- Coat of arms
- Santiago de Piães Location in Portugal
- Coordinates: 41°03′54″N 8°09′18″W﻿ / ﻿41.065°N 8.155°W
- Country: Portugal
- Region: Norte
- Intermunic. comm.: Tâmega e Sousa
- District: Viseu
- Municipality: Cinfães

Area
- • Total: 17.59 km^{2} (6.79 sq mi)
- Elevation: 464 m (1,522 ft)

Population (2011)
- • Total: 1,797
- • Density: 100/km^{2} (260/sq mi)
- Time zone: UTC+00:00 (WET)
- • Summer (DST): UTC+01:00 (WEST)
- Postal code: 4690
- Area code: 255
- Patron: Santiago Maior

= Santiago de Piães =

Santiago de Piães is a Portuguese civil parish (freguesia) in the municipality of Cinfães. The population in 2011 was 1,797, in an area of 17.59 km². The parish contains the localities Cosconhe, Crasto, Lage, Santiago de Piães, Santo António, Sanfins, Ventoselas and Vilar d'Arca.

==History==
The presence of primitive tribes in this region is reflected in the local toponymy (such as Castro, Cristelo, Cabruela and Concela). Similarly, the Roman occupation is reflected in nuclei such as Vilar de Arca, Cimo de Vila, Cabo de Vila, Vila Verde, Vila de Antomil, Casal Joane, Casal Seco a Póvoa, while Moorish influence is reflected in Outeiro do Mouro and Lapa da Moura, and Christian influences in Sanfins (São Felix), Santa Comba and São Pedro a São Martinho (reflecting the influences of these groups). Before the 12th century, Santiago de Piães was the centre of the medieval magistrium in Sanfins(San Fiiz or Sancti Felicis).

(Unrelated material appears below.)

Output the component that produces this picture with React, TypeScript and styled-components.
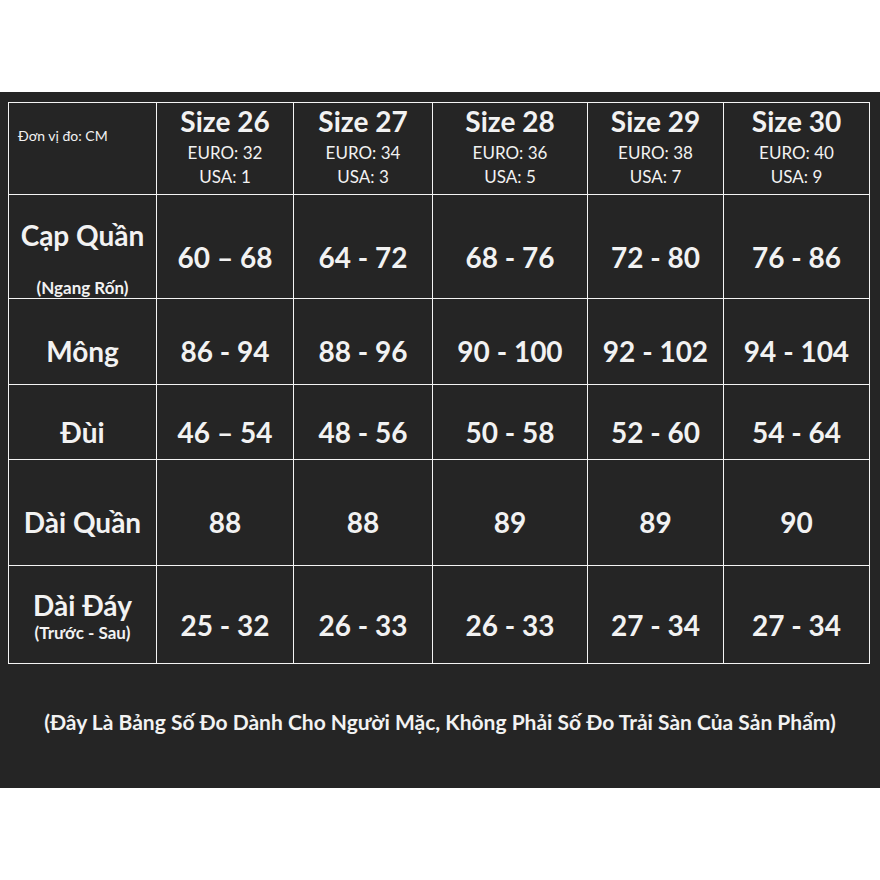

The castro and the civitas (dating to the 9th century) was not linked to the castro of Castelo de S. Paio (located in the neighbouring parish of São Cristovão de Nogueira), and medieval centre of São Salvador. Sanfins was the seat of the medieval municipality, even as Casconha attracted most of the nobility, after Egas Moniz raised Afonso Henriques in the municipality. The zone was the site of the Casa da Câmara e de Audiências, but also aldermen of many of the nearby parishes had homes in this parish (as was typical in the Nespereira valley).